- STATED PROBLEM
Wherever the word "React" shows up in a line, please copy that line.

- MATERIAL
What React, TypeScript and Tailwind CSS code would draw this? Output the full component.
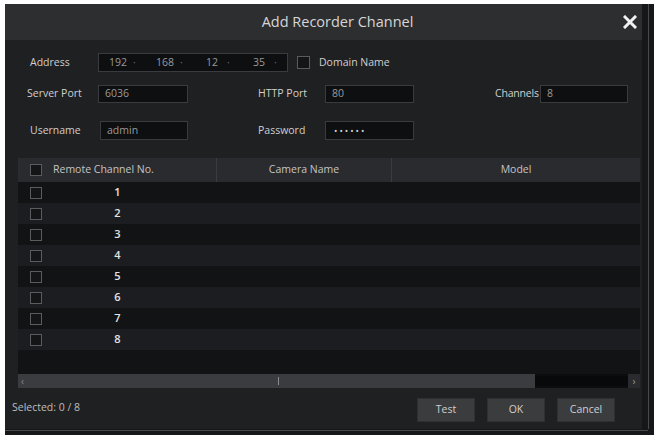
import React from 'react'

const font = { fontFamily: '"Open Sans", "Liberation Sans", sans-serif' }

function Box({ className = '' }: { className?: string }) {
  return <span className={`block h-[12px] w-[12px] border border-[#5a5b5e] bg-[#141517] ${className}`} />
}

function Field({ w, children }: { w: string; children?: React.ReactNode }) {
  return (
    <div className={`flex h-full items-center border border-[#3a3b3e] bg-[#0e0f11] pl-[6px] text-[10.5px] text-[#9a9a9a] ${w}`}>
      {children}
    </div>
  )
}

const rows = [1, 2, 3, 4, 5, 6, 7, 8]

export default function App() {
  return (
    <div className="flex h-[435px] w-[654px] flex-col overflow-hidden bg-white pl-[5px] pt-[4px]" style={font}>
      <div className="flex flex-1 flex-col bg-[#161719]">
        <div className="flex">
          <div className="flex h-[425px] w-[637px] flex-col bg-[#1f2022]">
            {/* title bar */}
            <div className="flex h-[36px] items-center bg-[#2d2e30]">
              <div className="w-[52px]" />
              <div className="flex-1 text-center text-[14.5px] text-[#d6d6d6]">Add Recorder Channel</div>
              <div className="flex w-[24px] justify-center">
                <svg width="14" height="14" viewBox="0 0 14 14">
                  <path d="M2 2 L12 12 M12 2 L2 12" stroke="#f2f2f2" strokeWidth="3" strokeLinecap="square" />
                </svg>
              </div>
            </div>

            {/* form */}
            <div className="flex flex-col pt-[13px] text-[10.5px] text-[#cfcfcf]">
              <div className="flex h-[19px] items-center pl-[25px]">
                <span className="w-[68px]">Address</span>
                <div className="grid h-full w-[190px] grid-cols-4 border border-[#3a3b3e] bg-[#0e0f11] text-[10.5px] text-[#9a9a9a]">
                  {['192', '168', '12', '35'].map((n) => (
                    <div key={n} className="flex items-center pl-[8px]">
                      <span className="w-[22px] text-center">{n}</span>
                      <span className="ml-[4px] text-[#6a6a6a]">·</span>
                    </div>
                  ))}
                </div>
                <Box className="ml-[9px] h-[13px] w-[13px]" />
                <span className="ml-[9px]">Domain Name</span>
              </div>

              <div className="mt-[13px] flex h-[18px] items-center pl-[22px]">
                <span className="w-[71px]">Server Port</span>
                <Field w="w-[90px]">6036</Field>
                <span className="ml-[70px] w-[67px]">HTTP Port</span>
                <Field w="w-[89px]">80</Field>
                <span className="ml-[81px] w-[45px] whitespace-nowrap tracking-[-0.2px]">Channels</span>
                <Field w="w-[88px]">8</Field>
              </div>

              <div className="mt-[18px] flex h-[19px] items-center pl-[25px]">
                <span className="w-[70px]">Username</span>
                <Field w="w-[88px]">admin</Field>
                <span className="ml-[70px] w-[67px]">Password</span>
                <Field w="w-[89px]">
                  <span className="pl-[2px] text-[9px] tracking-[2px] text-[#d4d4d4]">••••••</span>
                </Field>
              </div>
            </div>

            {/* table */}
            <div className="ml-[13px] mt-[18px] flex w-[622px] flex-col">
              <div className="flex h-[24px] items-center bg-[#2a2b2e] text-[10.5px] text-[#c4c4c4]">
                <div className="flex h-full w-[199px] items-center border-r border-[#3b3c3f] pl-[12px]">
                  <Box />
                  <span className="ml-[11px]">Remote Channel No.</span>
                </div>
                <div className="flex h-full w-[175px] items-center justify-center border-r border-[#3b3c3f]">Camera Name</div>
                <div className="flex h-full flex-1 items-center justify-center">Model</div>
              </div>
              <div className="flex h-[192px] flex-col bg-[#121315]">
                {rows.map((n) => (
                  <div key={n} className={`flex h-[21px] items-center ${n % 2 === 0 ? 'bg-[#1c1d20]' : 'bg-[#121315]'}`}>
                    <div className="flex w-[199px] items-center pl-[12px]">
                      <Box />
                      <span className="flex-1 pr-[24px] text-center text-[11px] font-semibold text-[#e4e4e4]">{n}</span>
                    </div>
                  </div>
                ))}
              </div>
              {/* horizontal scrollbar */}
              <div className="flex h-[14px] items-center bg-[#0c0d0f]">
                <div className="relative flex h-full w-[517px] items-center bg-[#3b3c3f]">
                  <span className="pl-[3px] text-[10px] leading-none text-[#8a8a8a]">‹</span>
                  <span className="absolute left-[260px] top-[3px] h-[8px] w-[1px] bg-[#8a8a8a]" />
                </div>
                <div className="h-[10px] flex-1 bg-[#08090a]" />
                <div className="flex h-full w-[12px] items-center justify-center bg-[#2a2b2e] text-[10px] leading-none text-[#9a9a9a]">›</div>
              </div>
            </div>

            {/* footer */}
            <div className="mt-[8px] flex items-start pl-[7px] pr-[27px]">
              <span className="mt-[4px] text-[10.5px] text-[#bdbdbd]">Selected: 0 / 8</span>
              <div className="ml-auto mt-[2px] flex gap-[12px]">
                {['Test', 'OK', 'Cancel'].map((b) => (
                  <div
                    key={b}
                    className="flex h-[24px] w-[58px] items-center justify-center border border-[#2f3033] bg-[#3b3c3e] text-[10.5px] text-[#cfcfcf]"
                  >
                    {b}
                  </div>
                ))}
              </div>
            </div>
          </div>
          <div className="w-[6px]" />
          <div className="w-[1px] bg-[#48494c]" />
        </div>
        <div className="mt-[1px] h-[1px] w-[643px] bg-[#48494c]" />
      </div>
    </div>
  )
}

- RESPONSE TO THE EXERCISE
What React, TypeScript and Tailwind CSS code would draw this? Output the full component.
import React from 'react'
function Field({ w, children }: { w: string; children?: React.ReactNode }) {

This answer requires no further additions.